(Dataset excerpt)

= = =

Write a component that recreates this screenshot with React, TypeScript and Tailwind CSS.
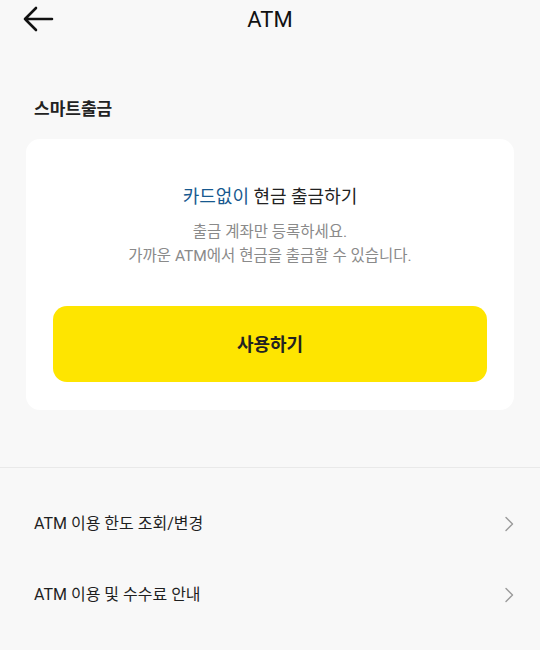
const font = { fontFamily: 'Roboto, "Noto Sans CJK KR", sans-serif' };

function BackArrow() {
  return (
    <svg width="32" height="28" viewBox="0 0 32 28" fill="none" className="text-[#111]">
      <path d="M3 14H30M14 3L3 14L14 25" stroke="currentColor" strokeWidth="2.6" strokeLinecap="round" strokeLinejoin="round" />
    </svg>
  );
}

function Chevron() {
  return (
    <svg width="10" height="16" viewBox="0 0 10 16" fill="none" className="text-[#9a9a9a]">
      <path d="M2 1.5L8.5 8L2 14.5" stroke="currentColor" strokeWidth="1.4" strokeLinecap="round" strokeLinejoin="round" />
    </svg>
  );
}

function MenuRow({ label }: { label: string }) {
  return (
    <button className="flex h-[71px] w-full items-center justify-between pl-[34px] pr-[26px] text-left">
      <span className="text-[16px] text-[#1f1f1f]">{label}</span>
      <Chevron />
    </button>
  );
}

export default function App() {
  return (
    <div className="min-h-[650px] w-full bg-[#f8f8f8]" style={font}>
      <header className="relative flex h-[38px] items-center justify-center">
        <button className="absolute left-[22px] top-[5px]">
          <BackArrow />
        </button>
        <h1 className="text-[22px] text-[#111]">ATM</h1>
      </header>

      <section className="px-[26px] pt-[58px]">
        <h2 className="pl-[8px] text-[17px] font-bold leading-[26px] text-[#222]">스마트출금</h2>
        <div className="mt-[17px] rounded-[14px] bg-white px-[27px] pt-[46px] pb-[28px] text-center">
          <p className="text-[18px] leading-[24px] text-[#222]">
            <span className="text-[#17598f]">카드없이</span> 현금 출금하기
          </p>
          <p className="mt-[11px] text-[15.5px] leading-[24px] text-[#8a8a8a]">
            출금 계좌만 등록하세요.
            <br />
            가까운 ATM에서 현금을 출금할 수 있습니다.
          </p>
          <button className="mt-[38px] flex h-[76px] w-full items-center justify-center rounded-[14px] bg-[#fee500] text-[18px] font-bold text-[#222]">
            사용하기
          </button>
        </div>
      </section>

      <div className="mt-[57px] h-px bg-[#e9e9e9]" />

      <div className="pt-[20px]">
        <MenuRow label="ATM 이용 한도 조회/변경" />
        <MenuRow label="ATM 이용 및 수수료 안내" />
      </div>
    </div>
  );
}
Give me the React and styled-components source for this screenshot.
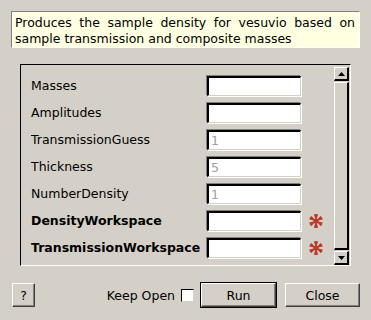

= = =

PROBLEM TO SOLVE => Copy all the records above exactly, but leave out the pictures.

RESPONSE TO THE TASK =>
Write a component that recreates this screenshot with React, TypeScript and Tailwind CSS.
const font = { fontFamily: 'Roboto, "Noto Sans CJK KR", sans-serif' };

function BackArrow() {
  return (
    <svg width="32" height="28" viewBox="0 0 32 28" fill="none" className="text-[#111]">
      <path d="M3 14H30M14 3L3 14L14 25" stroke="currentColor" strokeWidth="2.6" strokeLinecap="round" strokeLinejoin="round" />
    </svg>
  );
}

function Chevron() {
  return (
    <svg width="10" height="16" viewBox="0 0 10 16" fill="none" className="text-[#9a9a9a]">
      <path d="M2 1.5L8.5 8L2 14.5" stroke="currentColor" strokeWidth="1.4" strokeLinecap="round" strokeLinejoin="round" />
    </svg>
  );
}

function MenuRow({ label }: { label: string }) {
  return (
    <button className="flex h-[71px] w-full items-center justify-between pl-[34px] pr-[26px] text-left">
      <span className="text-[16px] text-[#1f1f1f]">{label}</span>
      <Chevron />
    </button>
  );
}

export default function App() {
  return (
    <div className="min-h-[650px] w-full bg-[#f8f8f8]" style={font}>
      <header className="relative flex h-[38px] items-center justify-center">
        <button className="absolute left-[22px] top-[5px]">
          <BackArrow />
        </button>
        <h1 className="text-[22px] text-[#111]">ATM</h1>
      </header>

      <section className="px-[26px] pt-[58px]">
        <h2 className="pl-[8px] text-[17px] font-bold leading-[26px] text-[#222]">스마트출금</h2>
        <div className="mt-[17px] rounded-[14px] bg-white px-[27px] pt-[46px] pb-[28px] text-center">
          <p className="text-[18px] leading-[24px] text-[#222]">
            <span className="text-[#17598f]">카드없이</span> 현금 출금하기
          </p>
          <p className="mt-[11px] text-[15.5px] leading-[24px] text-[#8a8a8a]">
            출금 계좌만 등록하세요.
            <br />
            가까운 ATM에서 현금을 출금할 수 있습니다.
          </p>
          <button className="mt-[38px] flex h-[76px] w-full items-center justify-center rounded-[14px] bg-[#fee500] text-[18px] font-bold text-[#222]">
            사용하기
          </button>
        </div>
      </section>

      <div className="mt-[57px] h-px bg-[#e9e9e9]" />

      <div className="pt-[20px]">
        <MenuRow label="ATM 이용 한도 조회/변경" />
        <MenuRow label="ATM 이용 및 수수료 안내" />
      </div>
    </div>
  );
}
Give me the React and styled-components source for this screenshot.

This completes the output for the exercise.